В студии радио «Орфей» – Ральф Киршбаум – знаменитый американский виолончелист, он выступает с лучшими оркестрами мира, с известными музыкантами, имеет большую дискографию и преподает: это не только мастер-классы по всему миру, но еще Ральф Киршбаум возглавляет кафедру в школе музыки при университете в Лос-Анджелесе.

А в настоящее время мистер Киршбаум – член жюри виолончелистов XIV Международного конкурса имени Чайковского. Вчера у виолончелистов был перерыв между первым и вторым туром.

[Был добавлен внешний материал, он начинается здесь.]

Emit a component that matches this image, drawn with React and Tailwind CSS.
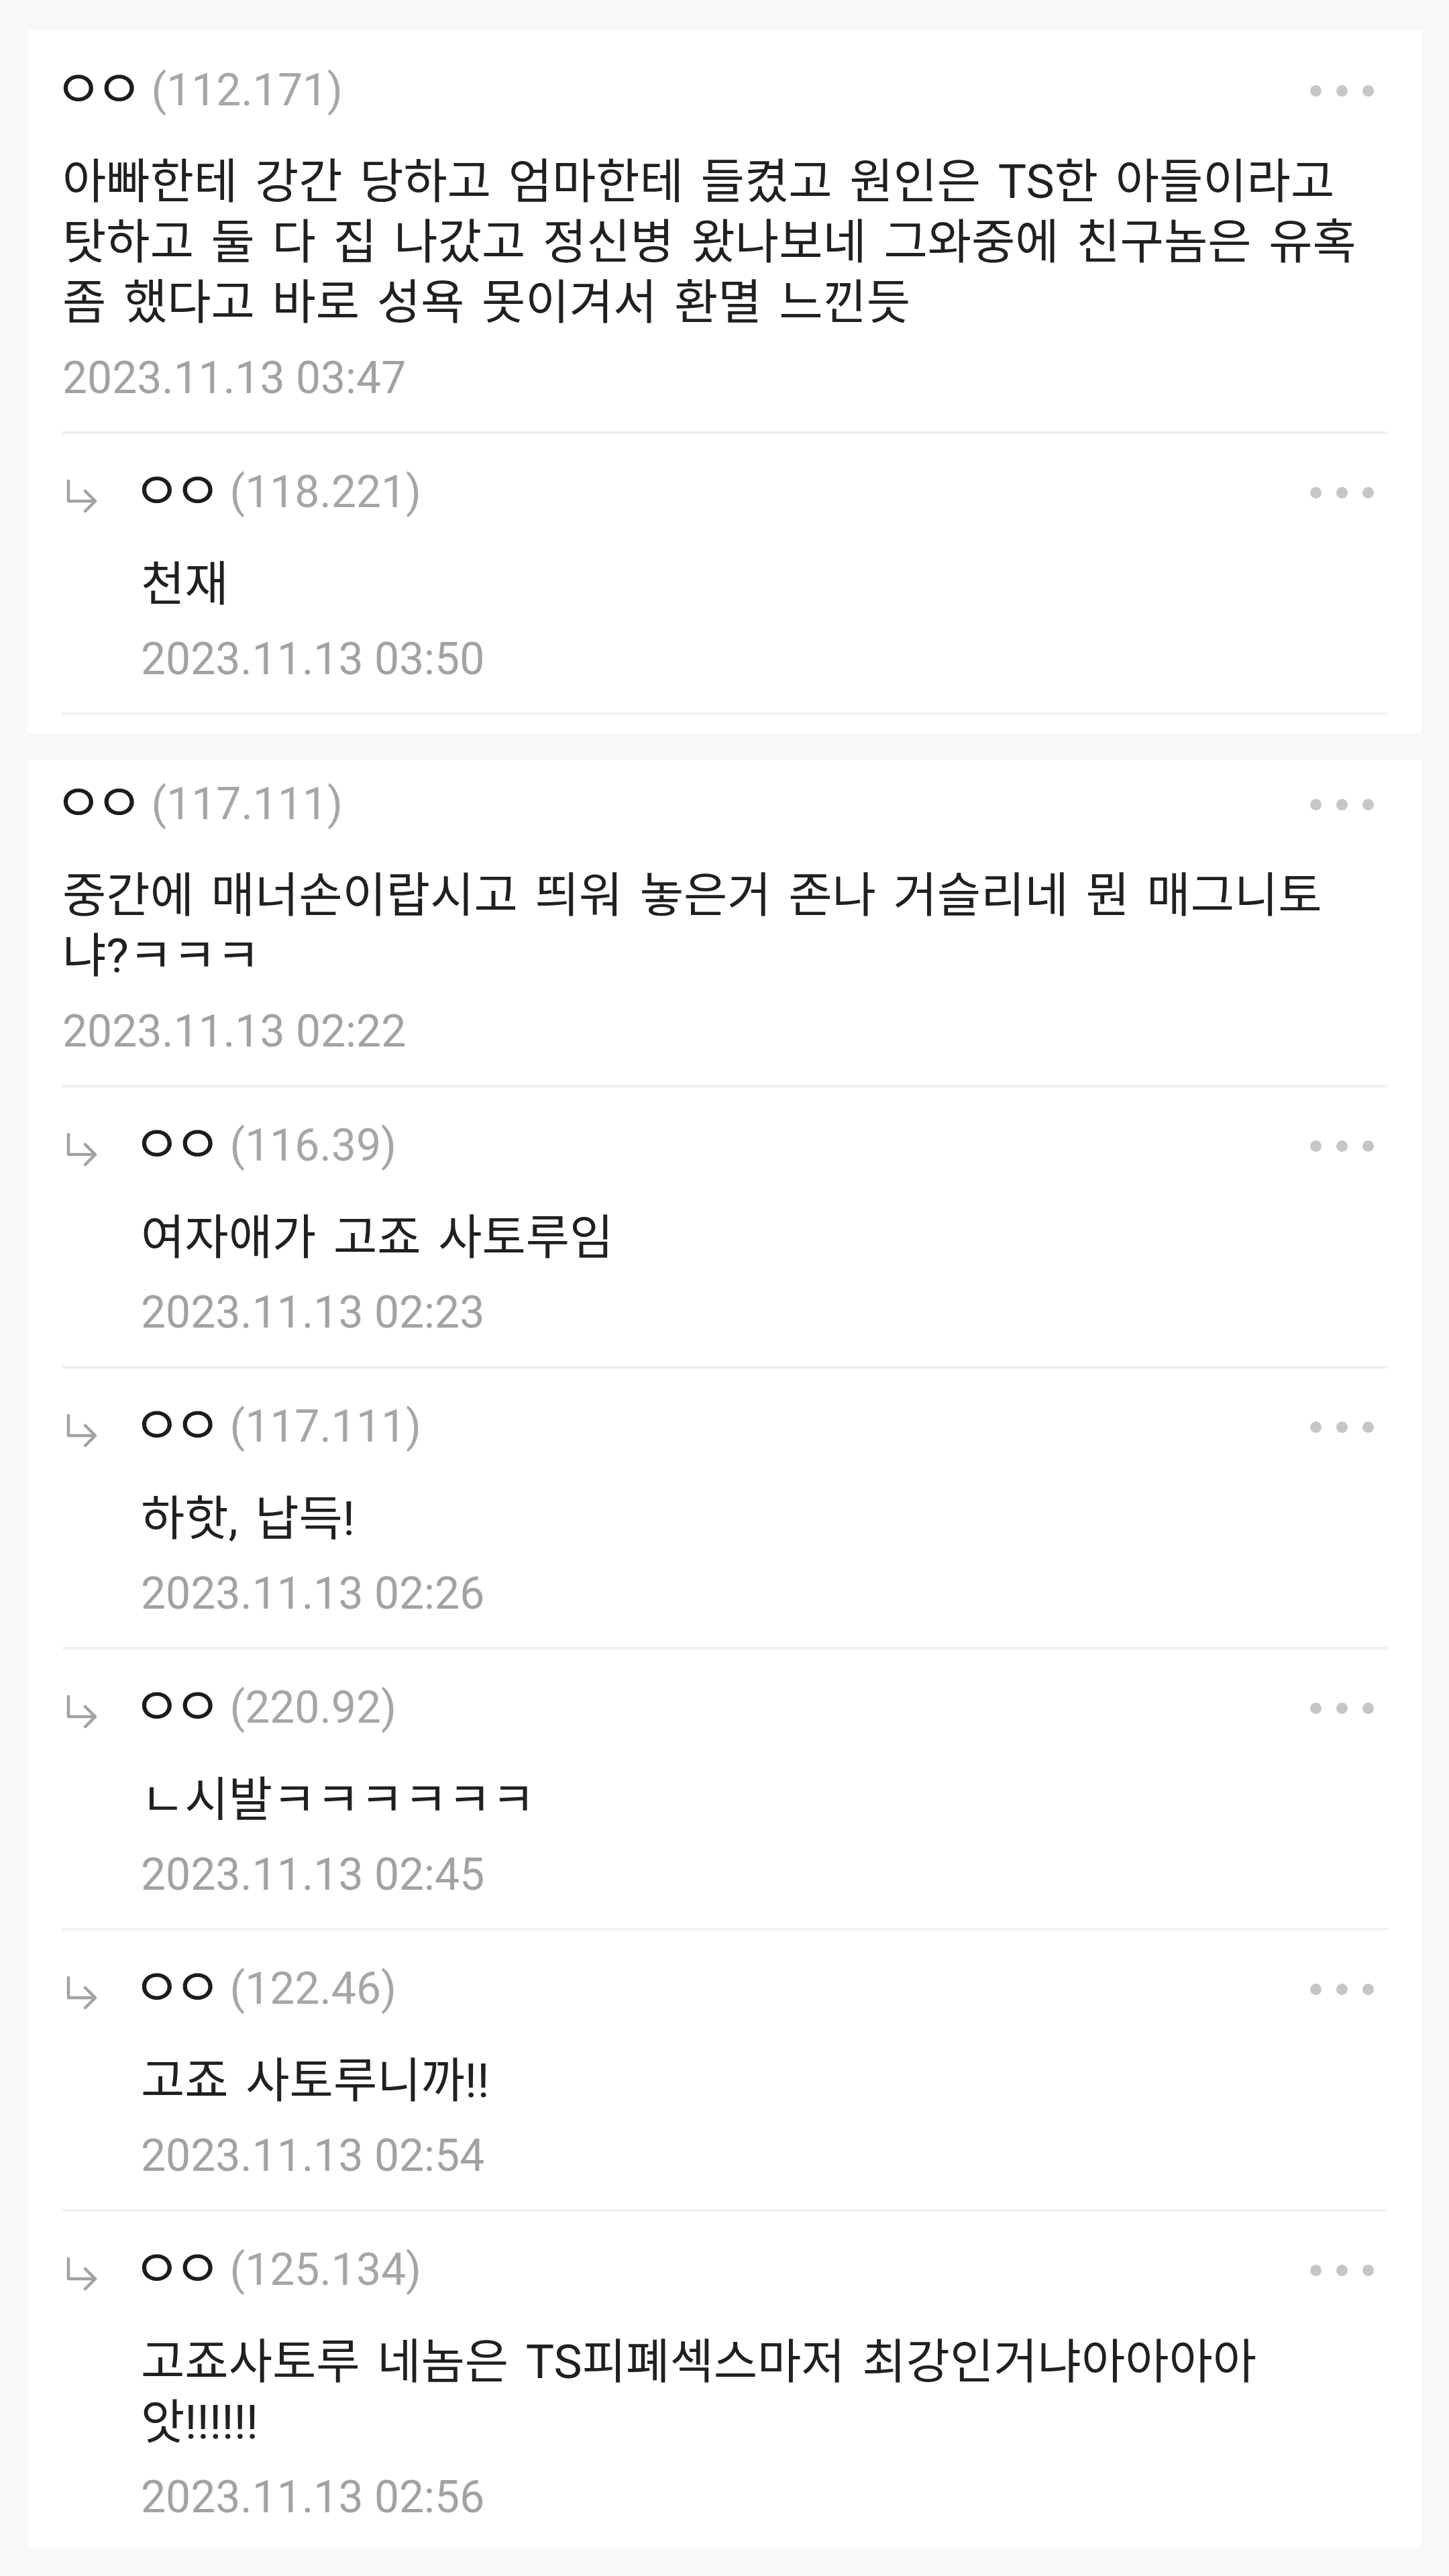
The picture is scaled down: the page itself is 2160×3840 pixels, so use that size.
const threads = [
  {
    ip: '112.171',
    lines: [
      '아빠한테 강간 당하고 엄마한테 들켰고 원인은 TS한 아들이라고',
      '탓하고 둘 다 집 나갔고 정신병 왔나보네 그와중에 친구놈은 유혹',
      '좀 했다고 바로 성욕 못이겨서 환멸 느낀듯'
    ],
    date: '2023.11.13 03:47',
    first: true,
    replies: [{ ip: '118.221', lines: ['천재'], date: '2023.11.13 03:50' }]
  },
  {
    ip: '117.111',
    lines: ['중간에 매너손이랍시고 띄워 놓은거 존나 거슬리네 뭔 매그니토', '냐?ㅋㅋㅋ'],
    date: '2023.11.13 02:22',
    last: true,
    replies: [
      { ip: '116.39', lines: ['여자애가 고죠 사토루임'], date: '2023.11.13 02:23' },
      { ip: '117.111', lines: ['하핫, 납득!'], date: '2023.11.13 02:26' },
      { ip: '220.92', lines: ['ㄴ시발ㅋㅋㅋㅋㅋㅋ'], date: '2023.11.13 02:45' },
      { ip: '122.46', lines: ['고죠 사토루니까!!'], date: '2023.11.13 02:54' },
      { ip: '125.134', lines: ['고죠사토루 네놈은 TS피폐섹스마저 최강인거냐아아아아', '앗!!!!!!'], date: '2023.11.13 02:56' }
    ]
  }
];

const Dots = () => (
  <div className="mr-[21px] flex items-center gap-[22px]">
    <span className="h-[17px] w-[17px] rounded-full bg-[#c6c6c6]" />
    <span className="h-[17px] w-[17px] rounded-full bg-[#c6c6c6]" />
    <span className="h-[17px] w-[17px] rounded-full bg-[#c6c6c6]" />
  </div>
);

const ReplyArrow = () => (
  <div className="w-[117px] shrink-0">
    <svg width="46" height="50" viewBox="0 0 46 50" className="ml-[6px] mt-[10px]" fill="none" stroke="#a2a2a2" strokeWidth="4.5" strokeLinecap="round" strokeLinejoin="round">
      <path d="M3 3 V33 H42" />
      <path d="M28 18 L43 33 L28 48" />
    </svg>
  </div>
);

const Header = ({ ip, reply }) => (
  <div className="flex h-[90px] items-center justify-between">
    <div className="flex items-center">
      {reply ? <ReplyArrow /> : null}
      {/* nickname: two ㅇ jamo, a bit larger than the rest */}
      <span className="-ml-[12px] text-[78px] leading-[90px] tracking-[-11px] text-[#1c1c1c]">ㅇㅇ</span>
      <span className="ml-[23px] text-[66px] leading-[90px] text-[#a6a6a6]">({ip})</span>
    </div>
    <Dots />
  </div>
);

const Body = ({ lines, date, reply }) => (
  <div className={reply ? 'pl-[117px]' : ''}>
    <p className={`${reply ? 'mt-[47px]' : 'mt-[46px]'} text-[71px] leading-[90px] [word-spacing:8px] text-[#202020]`}>
      {lines.map((line, i) => (
        <span key={i}>
          {i > 0 ? <br /> : null}
          {line}
        </span>
      ))}
    </p>
    <p className={`${reply ? 'mt-[22px]' : 'mt-[23px]'} text-[66px] leading-[90px] text-[#a2a2a2]`}>{date}</p>
  </div>
);

const Divider = () => <div className="mt-[34px] h-[4px] bg-[#f1f1f1]" />;

const Thread = ({ thread }) => (
  <section className={`${thread.first ? 'mt-[45px] pt-[45px]' : 'mt-[40px] pt-[21px]'} ${thread.last ? 'pb-[29px]' : 'pb-[27px]'} mx-[41px] bg-white pl-[52px] pr-[50px]`}>
    <Header ip={thread.ip} />
    <Body lines={thread.lines} date={thread.date} />
    <Divider />
    {thread.replies.map((r, i) => {
      const isLast = thread.last && i === thread.replies.length - 1;
      return (
        <div key={r.ip + r.date} className="mt-[42px]">
          <Header ip={r.ip} reply />
          <Body lines={r.lines} date={r.date} reply />
          {isLast ? null : <Divider />}
        </div>
      );
    })}
  </section>
);

export default function App() {
  return (
    <div className="min-h-[3840px] w-[2160px] overflow-hidden bg-[#f8f8f8] font-['Roboto','Noto_Sans_CJK_KR',sans-serif]">
      {threads.map((t) => <Thread key={t.ip + t.date} thread={t} />)}
    </div>
  );
}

О. Сирота: «Вам удалось отдохнуть от Второй сонаты Брамса? Ее играли практически все исполнители!»

Р. Киршбаум: «Да, Брамса было очень много. Вчера всё было прекрасно: поездка в Кремль, в музее, в котором я был в 1987 году, мы поднимались по всем лестницам – это было достаточно утомительно, но единственная прогулка. Ко времени просмотра последней достопримечательности, я уже забыл о фа-мажорной сонате Брамса.»

О. Сирота: «Вы не выглядите уставшим. А вообще быть труднее членом жюри или самому играть?»

Р. Киршбаум: «И то, и другое трудно. И то, и другое требует огромной концентрации. И то, и другое требует определенного физического состояния. Если ты слушаешь шесть часов шесть разных виолончелистов, у тебя есть некая обязанность по отношению к ним. Нужно слушать их и выслушать людей, которые играют перед тобой. Сохранять некую открытость сознания, быть открытым в сознании к их искусству».

О. Сирота: «В нынешнем году конкурсанты борются не только за лауреатства, не только за денежные призы, но здесь на кон поставлено главное – ангажементы. Вы были лауреатом IV конкурса имени Чайковского. У Вас тогда было что-то подобное?»

Р. Киршбаум: «Я расскажу вам одну историю. Прямо после московского конкурса я приехал из Парижа в Лондон, и у меня была встреча с очень важным импресарио. Я показал ему свою биографию, где я выиграл определенные конкурсы. И поскольку я был лауреатом Конкурса Чайковского, он сказал: это единственное, что имеет значение в мире. Это и это – не имеет значение. Вот Чайковский – это что-то значит. Это было в 70-ом году».

О. Сирота: «Мне подобную историю рассказывали, что особенно Конкурс Чайковского в 60-е – 70-е годы ценился в Америке.»

Р. Киршбаум: «Не только в Америке! Это был импресарио Великобритании. Это был конкурс – вершина конкурсов! Сегодня это важный конкурс, но есть и другие важные конкурсы. Например: Конкурс Ростроповича в Париже, конкурс в Финляндии, конечно Международный конкурс Баха, конкурс ARD в Мюнхене… Но давайте отвечу на Ваш вопрос: жизнь музыканта – это огромное приключение.»

О. Сирота: «Я с Вами согласна, но одних только виолончельных конкурсов около трех сотен. Нужно ли так много конкурсов?»

Р. Киршбаум: «Ах это слово «нужно»! Моя жена мне часто говорит «нужно»: нам нужна эта мебель, нам нужно это в саду. А я говорю «Нет, нам не нужно!» Могут ли конкурсы помочь кому-то – да!»

О. Сирота: «Очень любопытно нам всем заглянуть на «кухню» жюри. Вот музыканты заканчивают играть. Что происходит дальше?»

Р. Киршбаум: «Обычно мы идем на кухню. Мы идем покушать. Нас просят не говорить об участниках друг другу, потому что даже в своих оценках, которые ты даешь в частной беседе, ты можешь повлиять на кого-то, в частности на других членов жюри о вынесении ими своего решения. А чтобы сохранить независимость мысли и чистоту судейства, и чтобы тебя уважал каждый член жюри, потому что мнение каждого члена жюри одинаково важно. Вот это мне кажется ключ к честному судейству. И дискуссия может быть только в пограничной ситуации, когда есть, например, выбор между двумя участниками, и этот выбор висит на волоске».